WHAT IS REQUIRED:
Give back every line exactly as it appears, pictures excluded.

SOURCE MATERIAL:
— Begin —
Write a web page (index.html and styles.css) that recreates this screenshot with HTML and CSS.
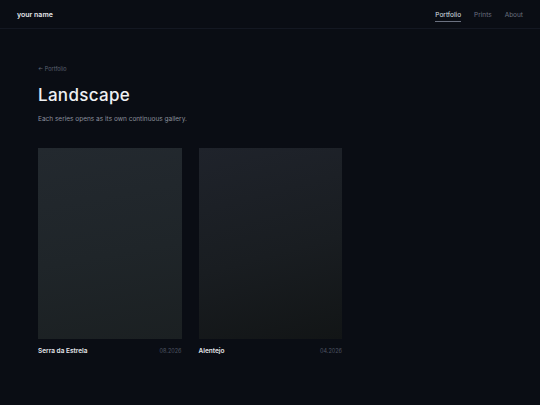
FILE: index.html
```html
<!DOCTYPE html>
<html lang="en">
  <head>
    <meta charset="utf-8">
    <title>Landscape</title>
    <link rel="stylesheet" href="styles.css">
  </head>
  <body>
    <header class="topbar">
      <a class="brand" href="#">your name</a>
      <nav class="nav">
        <a class="active" href="#">Portfolio</a>
        <a href="#">Prints</a>
        <a href="#">About</a>
      </nav>
    </header>

    <main class="page">
      <a class="back" href="#">← Portfolio</a>
      <h1>Landscape</h1>
      <p class="lead">Each series opens as its own continuous gallery.</p>

      <div class="grid">
        <a class="series" href="#">
          <div class="thumb one"></div>
          <div class="caption">
            <span class="title">Serra da Estrela</span>
            <span class="date">08.2026</span>
          </div>
        </a>
        <a class="series" href="#">
          <div class="thumb two"></div>
          <div class="caption">
            <span class="title">Alentejo</span>
            <span class="date">04.2026</span>
          </div>
        </a>
      </div>
    </main>
  </body>
</html>
```

FILE: styles.css
```css
html {
  background: #0a0d14;
}

body {
  margin: 0;
  font-family: 'Inter', 'Liberation Sans', sans-serif;
  color: #e6e8ec;
}

a,
a:visited {
  color: #e6e8ec;
  text-decoration: none;
}

.topbar {
  display: flex;
  justify-content: space-between;
  align-items: center;
  height: 28px;
  padding: 0 17px;
  border-bottom: 1px solid #141822;
}

.brand {
  font-size: 7px;
  font-weight: 600;
}

.nav {
  display: flex;
  gap: 13px;
}

.nav a {
  font-size: 6.5px;
  color: #6b7180;
  padding: 4px 0 2px;
  border-bottom: 1px solid transparent;
}

.nav a.active {
  color: #dfe2e8;
  border-bottom-color: #6b7180;
}

.page {
  padding: 37px 38px 0;
}

.back {
  display: block;
  font-size: 5.5px;
}

.page .back {
  color: #5d6373;
}

h1 {
  margin: 13px 0 0;
  font-size: 17px;
  font-weight: 500;
  letter-spacing: 0.3px;
  color: #eef0f3;
}

.lead {
  margin: 10px 0 0;
  font-size: 6.5px;
  color: #8a8f9c;
}

.grid {
  display: grid;
  grid-template-columns: 143.5px 143.5px;
  gap: 17px;
  margin-top: 25px;
}

.thumb {
  height: 191px;
}

.thumb.one {
  background: linear-gradient(170deg, #23292f 0%, #1f2529 55%, #1b2022 100%);
}

.thumb.two {
  background: linear-gradient(165deg, #1f232b 0%, #191d21 55%, #121516 100%);
}

.caption {
  display: flex;
  justify-content: space-between;
  align-items: baseline;
  margin-top: 8px;
}

.title {
  font-size: 6.5px;
  font-weight: 600;
  color: #e4e6ea;
}

.date {
  font-size: 5.5px;
  color: #4e5463;
}
```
— End —
EXERCISE ANSWER:
Write a web page (index.html and styles.css) that recreates this screenshot with HTML and CSS.
FILE: index.html
```html
<!DOCTYPE html>
<html lang="en">
  <head>
    <meta charset="utf-8">
    <title>Landscape</title>
    <link rel="stylesheet" href="styles.css">
  </head>
  <body>
    <header class="topbar">
      <a class="brand" href="#">your name</a>
      <nav class="nav">
        <a class="active" href="#">Portfolio</a>
        <a href="#">Prints</a>
        <a href="#">About</a>
      </nav>
    </header>

    <main class="page">
      <a class="back" href="#">← Portfolio</a>
      <h1>Landscape</h1>
      <p class="lead">Each series opens as its own continuous gallery.</p>

      <div class="grid">
        <a class="series" href="#">
          <div class="thumb one"></div>
          <div class="caption">
            <span class="title">Serra da Estrela</span>
            <span class="date">08.2026</span>
          </div>
        </a>
        <a class="series" href="#">
          <div class="thumb two"></div>
          <div class="caption">
            <span class="title">Alentejo</span>
            <span class="date">04.2026</span>
          </div>
        </a>
      </div>
    </main>
  </body>
</html>
```

FILE: styles.css
```css
html {
  background: #0a0d14;
}

body {
  margin: 0;
  font-family: 'Inter', 'Liberation Sans', sans-serif;
  color: #e6e8ec;
}

a,
a:visited {
  color: #e6e8ec;
  text-decoration: none;
}

.topbar {
  display: flex;
  justify-content: space-between;
  align-items: center;
  height: 28px;
  padding: 0 17px;
  border-bottom: 1px solid #141822;
}

.brand {
  font-size: 7px;
  font-weight: 600;
}

.nav {
  display: flex;
  gap: 13px;
}

.nav a {
  font-size: 6.5px;
  color: #6b7180;
  padding: 4px 0 2px;
  border-bottom: 1px solid transparent;
}

.nav a.active {
  color: #dfe2e8;
  border-bottom-color: #6b7180;
}

.page {
  padding: 37px 38px 0;
}

.back {
  display: block;
  font-size: 5.5px;
}

.page .back {
  color: #5d6373;
}

h1 {
  margin: 13px 0 0;
  font-size: 17px;
  font-weight: 500;
  letter-spacing: 0.3px;
  color: #eef0f3;
}

.lead {
  margin: 10px 0 0;
  font-size: 6.5px;
  color: #8a8f9c;
}

.grid {
  display: grid;
  grid-template-columns: 143.5px 143.5px;
  gap: 17px;
  margin-top: 25px;
}

.thumb {
  height: 191px;
}

.thumb.one {
  background: linear-gradient(170deg, #23292f 0%, #1f2529 55%, #1b2022 100%);
}

.thumb.two {
  background: linear-gradient(165deg, #1f232b 0%, #191d21 55%, #121516 100%);
}

.caption {
  display: flex;
  justify-content: space-between;
  align-items: baseline;
  margin-top: 8px;
}

.title {
  font-size: 6.5px;
  font-weight: 600;
  color: #e4e6ea;
}

.date {
  font-size: 5.5px;
  color: #4e5463;
}
```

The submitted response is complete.